- YOUR OBJECTIVE
From the entries that follow, list every line in which the string "index" appears.

------------

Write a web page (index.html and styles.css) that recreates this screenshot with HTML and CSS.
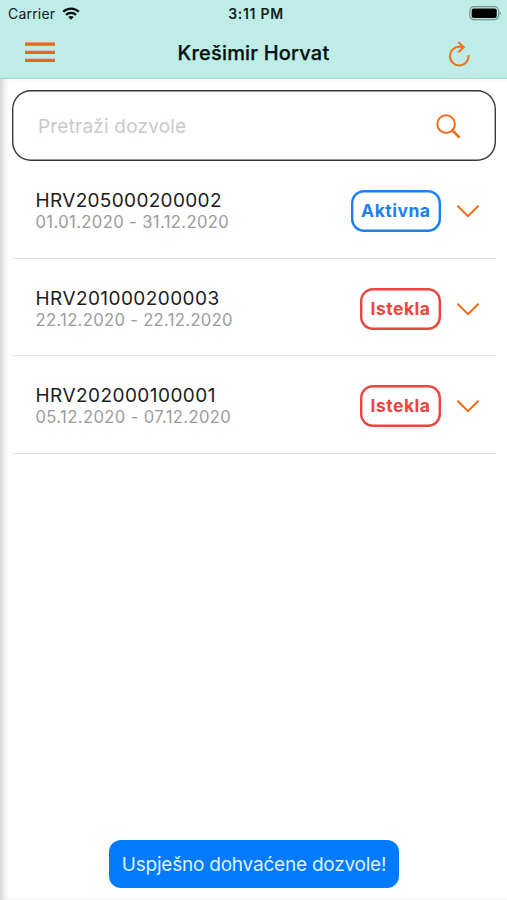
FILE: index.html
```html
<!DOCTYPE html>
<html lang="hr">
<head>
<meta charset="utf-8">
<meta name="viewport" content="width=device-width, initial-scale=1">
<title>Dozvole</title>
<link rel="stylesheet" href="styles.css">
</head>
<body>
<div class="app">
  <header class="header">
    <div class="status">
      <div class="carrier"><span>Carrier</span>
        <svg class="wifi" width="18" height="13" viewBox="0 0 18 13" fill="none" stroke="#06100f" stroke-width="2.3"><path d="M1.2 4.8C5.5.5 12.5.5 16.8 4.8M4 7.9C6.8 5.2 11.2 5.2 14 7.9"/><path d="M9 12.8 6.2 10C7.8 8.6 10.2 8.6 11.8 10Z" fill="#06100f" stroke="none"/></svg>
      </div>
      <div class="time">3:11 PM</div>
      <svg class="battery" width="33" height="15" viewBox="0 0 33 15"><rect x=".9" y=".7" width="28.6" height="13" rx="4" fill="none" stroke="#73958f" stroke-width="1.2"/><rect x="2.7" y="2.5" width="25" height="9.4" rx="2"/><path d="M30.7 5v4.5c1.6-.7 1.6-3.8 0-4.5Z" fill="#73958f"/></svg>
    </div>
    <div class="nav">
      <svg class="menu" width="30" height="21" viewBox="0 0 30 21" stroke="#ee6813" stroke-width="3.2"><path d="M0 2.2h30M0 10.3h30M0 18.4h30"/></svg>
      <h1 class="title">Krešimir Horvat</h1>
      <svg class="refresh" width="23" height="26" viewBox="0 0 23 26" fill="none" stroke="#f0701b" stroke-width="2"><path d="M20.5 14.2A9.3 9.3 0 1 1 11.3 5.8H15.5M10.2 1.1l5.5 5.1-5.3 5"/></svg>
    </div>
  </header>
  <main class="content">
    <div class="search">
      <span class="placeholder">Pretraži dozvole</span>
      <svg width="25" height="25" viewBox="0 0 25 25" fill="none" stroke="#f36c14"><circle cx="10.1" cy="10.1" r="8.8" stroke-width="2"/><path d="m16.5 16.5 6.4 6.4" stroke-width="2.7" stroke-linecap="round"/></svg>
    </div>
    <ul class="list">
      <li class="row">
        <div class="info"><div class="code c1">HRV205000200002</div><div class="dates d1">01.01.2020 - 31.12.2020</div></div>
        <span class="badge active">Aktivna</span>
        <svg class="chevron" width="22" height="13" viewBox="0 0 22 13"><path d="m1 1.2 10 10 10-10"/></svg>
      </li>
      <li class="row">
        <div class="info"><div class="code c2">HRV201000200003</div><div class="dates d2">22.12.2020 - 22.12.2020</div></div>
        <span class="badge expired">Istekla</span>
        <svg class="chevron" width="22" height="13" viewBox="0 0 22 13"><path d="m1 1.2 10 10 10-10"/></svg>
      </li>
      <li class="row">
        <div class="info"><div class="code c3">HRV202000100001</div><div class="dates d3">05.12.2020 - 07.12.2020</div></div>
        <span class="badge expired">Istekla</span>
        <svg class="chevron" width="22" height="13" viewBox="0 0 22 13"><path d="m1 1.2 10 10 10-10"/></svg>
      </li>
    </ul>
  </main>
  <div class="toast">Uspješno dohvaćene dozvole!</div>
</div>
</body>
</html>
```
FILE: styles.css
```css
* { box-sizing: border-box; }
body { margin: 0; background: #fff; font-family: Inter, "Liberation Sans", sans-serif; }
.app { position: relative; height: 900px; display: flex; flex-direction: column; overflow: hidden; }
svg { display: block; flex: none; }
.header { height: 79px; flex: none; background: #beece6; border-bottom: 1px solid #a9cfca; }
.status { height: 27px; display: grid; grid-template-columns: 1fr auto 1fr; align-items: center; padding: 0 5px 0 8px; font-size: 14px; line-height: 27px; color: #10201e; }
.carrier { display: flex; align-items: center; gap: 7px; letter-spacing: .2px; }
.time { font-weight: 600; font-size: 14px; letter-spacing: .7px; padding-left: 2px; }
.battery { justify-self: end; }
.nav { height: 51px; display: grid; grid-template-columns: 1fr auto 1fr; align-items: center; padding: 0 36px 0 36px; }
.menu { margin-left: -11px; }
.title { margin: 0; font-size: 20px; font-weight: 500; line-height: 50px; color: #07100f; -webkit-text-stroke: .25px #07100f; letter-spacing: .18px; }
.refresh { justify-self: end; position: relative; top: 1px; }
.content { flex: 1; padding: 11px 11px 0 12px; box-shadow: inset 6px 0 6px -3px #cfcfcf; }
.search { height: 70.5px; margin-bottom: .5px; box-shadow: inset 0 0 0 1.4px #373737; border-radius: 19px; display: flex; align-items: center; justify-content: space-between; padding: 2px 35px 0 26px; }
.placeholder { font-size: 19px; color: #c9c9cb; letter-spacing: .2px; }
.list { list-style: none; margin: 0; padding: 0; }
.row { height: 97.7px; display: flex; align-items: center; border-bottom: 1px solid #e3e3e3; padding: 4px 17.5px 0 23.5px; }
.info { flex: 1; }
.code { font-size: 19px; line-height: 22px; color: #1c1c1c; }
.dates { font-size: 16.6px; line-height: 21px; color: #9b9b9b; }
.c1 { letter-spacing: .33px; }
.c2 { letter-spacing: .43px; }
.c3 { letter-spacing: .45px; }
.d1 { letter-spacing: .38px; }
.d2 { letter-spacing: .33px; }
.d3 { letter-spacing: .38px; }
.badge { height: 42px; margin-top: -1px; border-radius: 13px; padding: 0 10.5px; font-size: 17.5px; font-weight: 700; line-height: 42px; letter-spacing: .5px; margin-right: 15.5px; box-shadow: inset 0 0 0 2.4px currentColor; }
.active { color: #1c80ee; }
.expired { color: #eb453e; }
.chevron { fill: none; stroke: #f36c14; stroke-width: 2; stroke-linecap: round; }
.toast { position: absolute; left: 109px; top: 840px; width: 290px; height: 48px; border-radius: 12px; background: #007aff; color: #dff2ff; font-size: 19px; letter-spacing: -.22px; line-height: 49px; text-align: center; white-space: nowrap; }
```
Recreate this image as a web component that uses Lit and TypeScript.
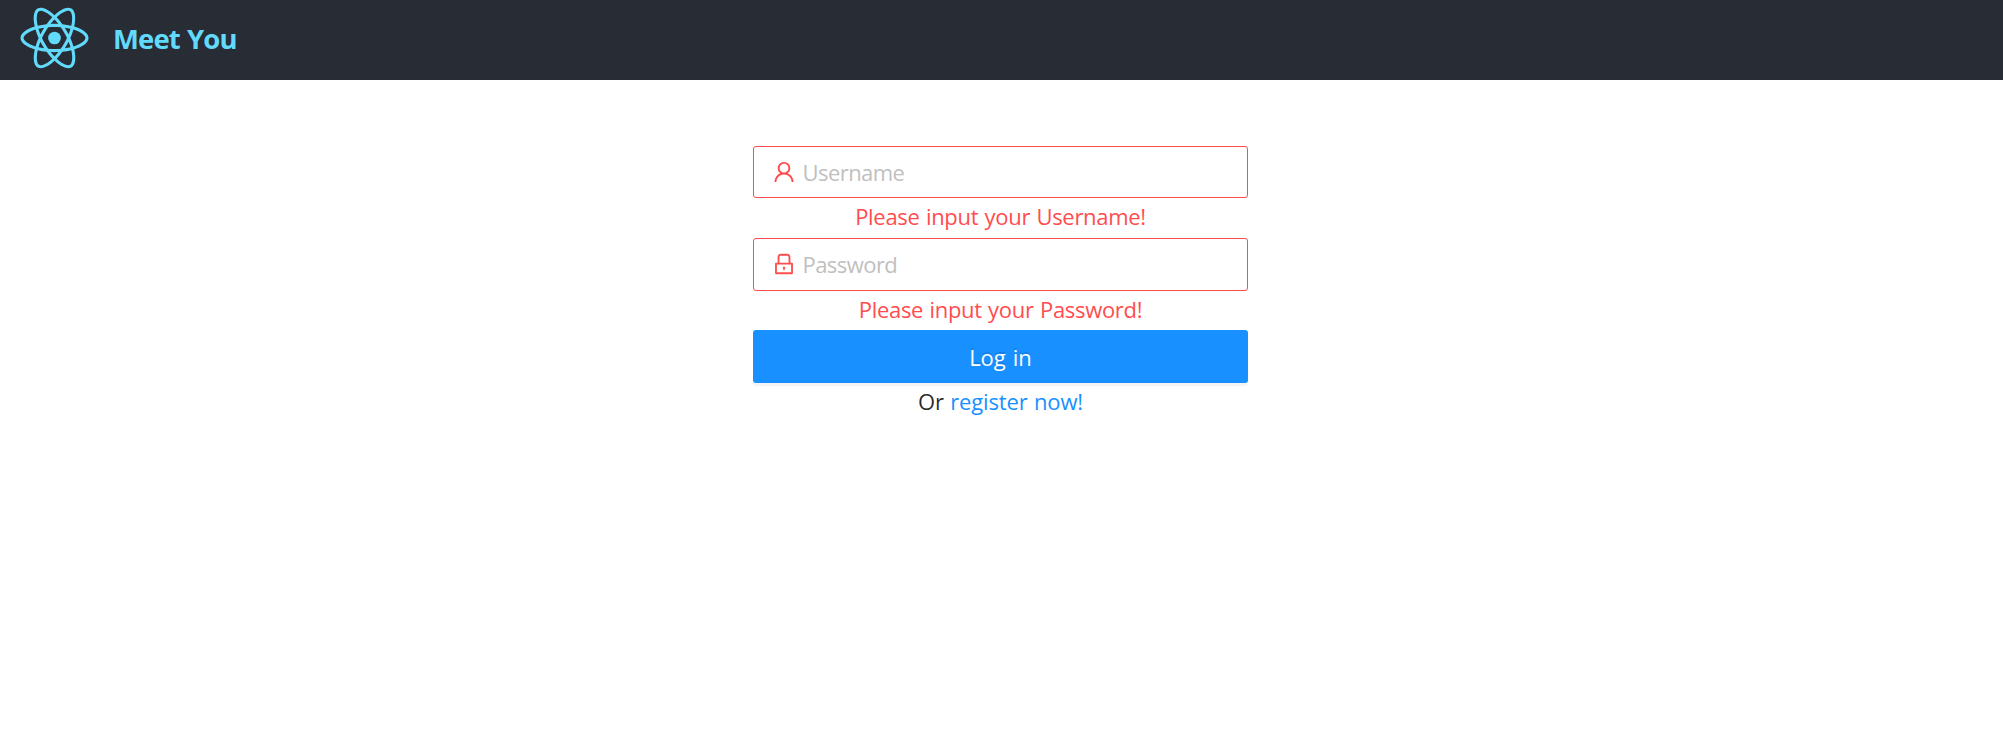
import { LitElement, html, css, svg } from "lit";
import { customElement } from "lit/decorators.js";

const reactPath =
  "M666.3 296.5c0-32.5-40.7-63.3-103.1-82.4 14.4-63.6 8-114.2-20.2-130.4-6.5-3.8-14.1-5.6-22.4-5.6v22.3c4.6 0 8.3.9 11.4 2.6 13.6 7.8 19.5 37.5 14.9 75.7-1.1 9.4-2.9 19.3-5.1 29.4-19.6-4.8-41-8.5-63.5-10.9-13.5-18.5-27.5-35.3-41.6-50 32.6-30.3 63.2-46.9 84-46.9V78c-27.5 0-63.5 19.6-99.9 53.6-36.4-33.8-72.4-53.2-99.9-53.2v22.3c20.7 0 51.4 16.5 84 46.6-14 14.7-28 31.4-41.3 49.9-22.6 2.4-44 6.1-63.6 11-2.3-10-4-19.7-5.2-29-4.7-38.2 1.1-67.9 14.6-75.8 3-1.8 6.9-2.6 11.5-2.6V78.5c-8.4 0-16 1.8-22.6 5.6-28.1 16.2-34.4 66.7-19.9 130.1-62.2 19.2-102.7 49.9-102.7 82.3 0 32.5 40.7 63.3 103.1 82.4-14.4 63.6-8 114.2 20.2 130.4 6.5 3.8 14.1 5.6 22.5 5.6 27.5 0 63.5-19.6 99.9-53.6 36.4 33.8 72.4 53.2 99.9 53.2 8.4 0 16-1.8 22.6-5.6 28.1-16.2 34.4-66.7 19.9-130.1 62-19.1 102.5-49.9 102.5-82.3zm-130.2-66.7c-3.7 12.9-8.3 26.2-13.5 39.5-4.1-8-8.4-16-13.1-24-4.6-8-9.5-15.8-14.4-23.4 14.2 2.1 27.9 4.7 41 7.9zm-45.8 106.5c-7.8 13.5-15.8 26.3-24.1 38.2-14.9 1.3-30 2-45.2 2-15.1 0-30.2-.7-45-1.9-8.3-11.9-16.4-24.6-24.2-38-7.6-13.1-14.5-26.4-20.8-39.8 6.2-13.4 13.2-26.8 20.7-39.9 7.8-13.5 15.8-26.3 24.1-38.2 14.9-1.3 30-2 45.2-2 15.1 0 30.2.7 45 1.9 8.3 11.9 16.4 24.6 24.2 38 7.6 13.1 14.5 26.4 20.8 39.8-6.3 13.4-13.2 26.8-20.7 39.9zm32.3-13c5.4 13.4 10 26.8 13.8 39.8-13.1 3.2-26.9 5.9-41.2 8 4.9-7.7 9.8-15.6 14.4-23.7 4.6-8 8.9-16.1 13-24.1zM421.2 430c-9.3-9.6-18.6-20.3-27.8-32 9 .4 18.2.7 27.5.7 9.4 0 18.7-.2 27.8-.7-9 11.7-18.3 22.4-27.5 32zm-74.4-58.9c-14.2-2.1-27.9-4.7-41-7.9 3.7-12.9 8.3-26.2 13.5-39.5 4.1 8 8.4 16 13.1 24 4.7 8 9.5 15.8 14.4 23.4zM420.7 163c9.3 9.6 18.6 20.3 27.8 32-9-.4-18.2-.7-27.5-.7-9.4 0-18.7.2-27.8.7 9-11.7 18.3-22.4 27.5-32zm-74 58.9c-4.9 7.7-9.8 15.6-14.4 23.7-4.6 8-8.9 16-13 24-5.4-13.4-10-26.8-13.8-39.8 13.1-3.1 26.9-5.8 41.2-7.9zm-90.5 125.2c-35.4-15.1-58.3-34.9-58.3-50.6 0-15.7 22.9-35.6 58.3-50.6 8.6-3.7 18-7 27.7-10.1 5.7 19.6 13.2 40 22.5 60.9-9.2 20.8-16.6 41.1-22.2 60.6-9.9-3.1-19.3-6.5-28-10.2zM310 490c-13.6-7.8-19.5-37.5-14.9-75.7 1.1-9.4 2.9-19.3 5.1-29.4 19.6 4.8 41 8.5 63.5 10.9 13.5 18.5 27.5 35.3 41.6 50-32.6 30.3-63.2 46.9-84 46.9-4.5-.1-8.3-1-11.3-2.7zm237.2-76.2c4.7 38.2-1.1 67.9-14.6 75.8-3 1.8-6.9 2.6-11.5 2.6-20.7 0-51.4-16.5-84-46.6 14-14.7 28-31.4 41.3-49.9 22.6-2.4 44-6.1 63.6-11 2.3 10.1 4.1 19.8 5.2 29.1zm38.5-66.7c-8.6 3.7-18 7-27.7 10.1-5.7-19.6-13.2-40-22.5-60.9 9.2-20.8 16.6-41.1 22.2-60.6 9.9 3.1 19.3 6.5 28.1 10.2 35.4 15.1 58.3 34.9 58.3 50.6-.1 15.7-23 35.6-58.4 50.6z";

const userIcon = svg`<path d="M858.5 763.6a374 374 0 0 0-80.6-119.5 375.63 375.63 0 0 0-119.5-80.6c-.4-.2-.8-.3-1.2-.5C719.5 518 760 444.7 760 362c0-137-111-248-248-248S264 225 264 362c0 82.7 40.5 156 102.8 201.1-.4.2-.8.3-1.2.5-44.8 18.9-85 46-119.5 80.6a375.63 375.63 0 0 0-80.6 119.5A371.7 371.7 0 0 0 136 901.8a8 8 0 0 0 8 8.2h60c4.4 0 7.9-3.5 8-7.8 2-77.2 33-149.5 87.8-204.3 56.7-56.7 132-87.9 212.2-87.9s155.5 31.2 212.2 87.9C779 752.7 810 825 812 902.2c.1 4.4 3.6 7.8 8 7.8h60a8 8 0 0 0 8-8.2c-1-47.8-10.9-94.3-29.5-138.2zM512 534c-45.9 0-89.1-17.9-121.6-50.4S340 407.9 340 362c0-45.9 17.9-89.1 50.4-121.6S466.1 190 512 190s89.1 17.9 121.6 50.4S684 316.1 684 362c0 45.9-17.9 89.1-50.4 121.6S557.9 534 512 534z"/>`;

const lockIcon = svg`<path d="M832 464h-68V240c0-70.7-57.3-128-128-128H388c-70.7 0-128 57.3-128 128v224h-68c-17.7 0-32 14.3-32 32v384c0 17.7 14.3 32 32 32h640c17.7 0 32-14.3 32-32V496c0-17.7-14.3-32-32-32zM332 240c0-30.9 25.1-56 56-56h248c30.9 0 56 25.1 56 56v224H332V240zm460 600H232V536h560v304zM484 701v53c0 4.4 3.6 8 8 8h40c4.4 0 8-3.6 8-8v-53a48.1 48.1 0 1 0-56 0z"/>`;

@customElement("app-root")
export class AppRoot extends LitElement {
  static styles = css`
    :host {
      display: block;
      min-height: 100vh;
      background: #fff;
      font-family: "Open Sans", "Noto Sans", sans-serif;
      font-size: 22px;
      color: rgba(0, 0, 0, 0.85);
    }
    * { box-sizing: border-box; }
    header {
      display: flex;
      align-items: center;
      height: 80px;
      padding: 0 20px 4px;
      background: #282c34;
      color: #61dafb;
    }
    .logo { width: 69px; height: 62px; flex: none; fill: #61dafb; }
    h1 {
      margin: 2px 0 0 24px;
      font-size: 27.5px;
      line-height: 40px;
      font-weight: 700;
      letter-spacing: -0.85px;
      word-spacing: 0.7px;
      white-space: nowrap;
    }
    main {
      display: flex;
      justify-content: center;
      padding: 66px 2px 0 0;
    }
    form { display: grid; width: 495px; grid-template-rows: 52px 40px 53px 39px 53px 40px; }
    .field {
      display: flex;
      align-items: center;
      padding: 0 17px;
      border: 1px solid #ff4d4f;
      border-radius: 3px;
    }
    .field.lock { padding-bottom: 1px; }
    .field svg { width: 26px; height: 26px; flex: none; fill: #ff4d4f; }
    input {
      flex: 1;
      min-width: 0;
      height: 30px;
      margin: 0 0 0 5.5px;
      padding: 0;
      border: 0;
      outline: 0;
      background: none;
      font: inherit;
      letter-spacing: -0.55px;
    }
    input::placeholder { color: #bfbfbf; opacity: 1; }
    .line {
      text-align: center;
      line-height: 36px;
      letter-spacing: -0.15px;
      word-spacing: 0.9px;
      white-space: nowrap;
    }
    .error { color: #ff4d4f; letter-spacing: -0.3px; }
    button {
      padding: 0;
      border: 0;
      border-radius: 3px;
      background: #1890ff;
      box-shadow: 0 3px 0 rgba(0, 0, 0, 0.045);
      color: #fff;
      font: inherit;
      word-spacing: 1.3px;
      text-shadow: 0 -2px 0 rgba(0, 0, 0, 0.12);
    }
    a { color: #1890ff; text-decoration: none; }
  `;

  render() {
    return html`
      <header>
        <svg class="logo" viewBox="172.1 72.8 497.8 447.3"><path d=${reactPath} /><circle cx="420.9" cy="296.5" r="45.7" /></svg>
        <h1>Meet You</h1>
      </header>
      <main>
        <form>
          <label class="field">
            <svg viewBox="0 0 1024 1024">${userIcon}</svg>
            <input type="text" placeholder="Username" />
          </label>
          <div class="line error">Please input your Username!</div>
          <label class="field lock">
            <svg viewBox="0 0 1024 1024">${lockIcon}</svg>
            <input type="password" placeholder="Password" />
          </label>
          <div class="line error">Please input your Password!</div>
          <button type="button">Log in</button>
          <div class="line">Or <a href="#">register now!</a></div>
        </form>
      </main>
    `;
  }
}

------------

- EXPECTED ANSWER
Write a web page (index.html and styles.css) that recreates this screenshot with HTML and CSS.
FILE: index.html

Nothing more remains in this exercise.